Merging this PR will not alter performance

✅ 2 untouched benchmarks

_{Comparing gpickney-tsp:redis-stream-spike (c44e44e) with main (6506a37)}

gpickney-tsp · 2026-04-01T20:50:55Z

Closing #21219 in favor of this PR. See that PR for design discussion.

gpickney-tsp · 2026-04-01T21:01:55Z

@desertaxle closed #21219 in favor of this PR as i already had all of my stream-related changes in this base.

Base logic is there. Taking a final pass / self review in the next day or two and then will mark as ready for review.

gpickney-tsp · 2026-04-13T13:51:14Z

@desertaxle Ready for review whenever y'all get a chance. I'll review comments and make any necessary changes towards the end of the week. There's one failing test that i don't think is related to these changes.

desertaxle · 2026-04-13T14:43:54Z

Thanks @gpickney-tsp! Sorry for the delay in review. I'll make sure to give this a proper review either today or tomorrow!

desertaxle

I like the direction here, but I don’t think the abstraction is quite in the right place yet. There are a couple of correctness issues to sort out first, especially around retry() semantics: right now it’s being used for both interrupted delivery/redelivery and orchestration-driven AwaitingRetry, and those don’t seem interchangeable across backends.

Separately, I think the interface is trying to abstract both publishing and consumption, but the code here already requires consumer-specific behavior such as multi-key subscription, per-connection consumer identity, ack/redelivery lifecycle, and disconnect cleanup. If consumption is part of the contract now, I’d rather see that modeled explicitly with a publisher + consumer/subscription split than keep pushing fan-in and delivery orchestration into the API layer. I think that would give us a much stronger long-term seam for additional backends.

We’ve also talked about whether pydocket could be a better fit for the consumer side of this, since we already use it server-side. If that ends up simplifying the design here, I’m open to that direction as well.

Thanks for sticking with this, and sorry for the long wait for review. Let me know if you have any questions about anything that I posted!

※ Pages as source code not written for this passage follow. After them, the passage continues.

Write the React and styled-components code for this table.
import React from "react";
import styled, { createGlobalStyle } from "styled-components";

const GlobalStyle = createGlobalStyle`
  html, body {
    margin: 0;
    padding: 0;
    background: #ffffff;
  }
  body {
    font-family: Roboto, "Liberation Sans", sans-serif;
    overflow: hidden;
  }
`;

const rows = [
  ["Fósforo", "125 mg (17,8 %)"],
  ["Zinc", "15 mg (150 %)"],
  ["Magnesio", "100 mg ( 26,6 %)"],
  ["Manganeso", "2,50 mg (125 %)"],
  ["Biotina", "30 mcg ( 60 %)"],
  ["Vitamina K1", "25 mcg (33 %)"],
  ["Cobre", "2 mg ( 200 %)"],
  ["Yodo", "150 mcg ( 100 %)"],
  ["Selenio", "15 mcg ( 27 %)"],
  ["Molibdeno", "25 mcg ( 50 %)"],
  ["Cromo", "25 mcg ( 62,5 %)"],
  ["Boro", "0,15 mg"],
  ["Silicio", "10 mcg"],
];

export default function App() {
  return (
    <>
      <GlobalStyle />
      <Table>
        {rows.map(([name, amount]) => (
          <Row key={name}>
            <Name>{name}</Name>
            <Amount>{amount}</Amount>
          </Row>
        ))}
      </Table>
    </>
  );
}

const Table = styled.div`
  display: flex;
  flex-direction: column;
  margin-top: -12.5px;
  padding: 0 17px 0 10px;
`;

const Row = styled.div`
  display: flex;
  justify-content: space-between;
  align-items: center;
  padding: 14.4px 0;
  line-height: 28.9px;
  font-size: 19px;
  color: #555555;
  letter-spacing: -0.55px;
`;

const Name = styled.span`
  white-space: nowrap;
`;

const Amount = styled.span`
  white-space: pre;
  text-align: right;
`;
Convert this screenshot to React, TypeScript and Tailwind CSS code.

desertaxle · 2026-04-16T18:24:36Z


        if validated_state.name == "AwaitingRetry":
-            await queue.retry(task_run)
+            await backend.retry(task_run)


I think this breaks actual task retries for the Redis backend. By the time a deferred task fails and gets moved to AwaitingRetry, the original delivery has already been ACKed on the subscription side, so there’s nothing left in the PEL to recover. Since prefect_redis.task_queue.TaskQueueBackend.retry() is a no-op, this looks like it leaves the task in AwaitingRetry in the DB without ever re-enqueueing it for execution.

desertaxle · 2026-04-16T18:25:23Z

+    async def retry(self, task_run: schemas.core.TaskRun) -> None:
+        # No-op for Redis: entry stays in PEL. XAUTOCLAIM recovers it after
+        # inflight_visibility_timeout (default 30s). This means disconnect
+        # recovery is not immediate — there is a delay until another consumer
+        # claims the stale entry.
+        pass


This no-op makes sense for disconnect recovery, but I don’t think it works for orchestration-driven retries. The worker ACKs as soon as it receives the task, before execution starts, so a later transition to AwaitingRetry needs to create a new queue entry somewhere. Otherwise, I think Redis-backed deferred tasks can get stuck after their first failure.

desertaxle · 2026-04-16T18:26:56Z

+    async def retry(self, task_run: schemas.core.TaskRun) -> None:
+        kq = self._get_or_create_queue(task_run.task_key)
+        try:
+            await asyncio.wait_for(kq.retry_sem.acquire(), timeout=5)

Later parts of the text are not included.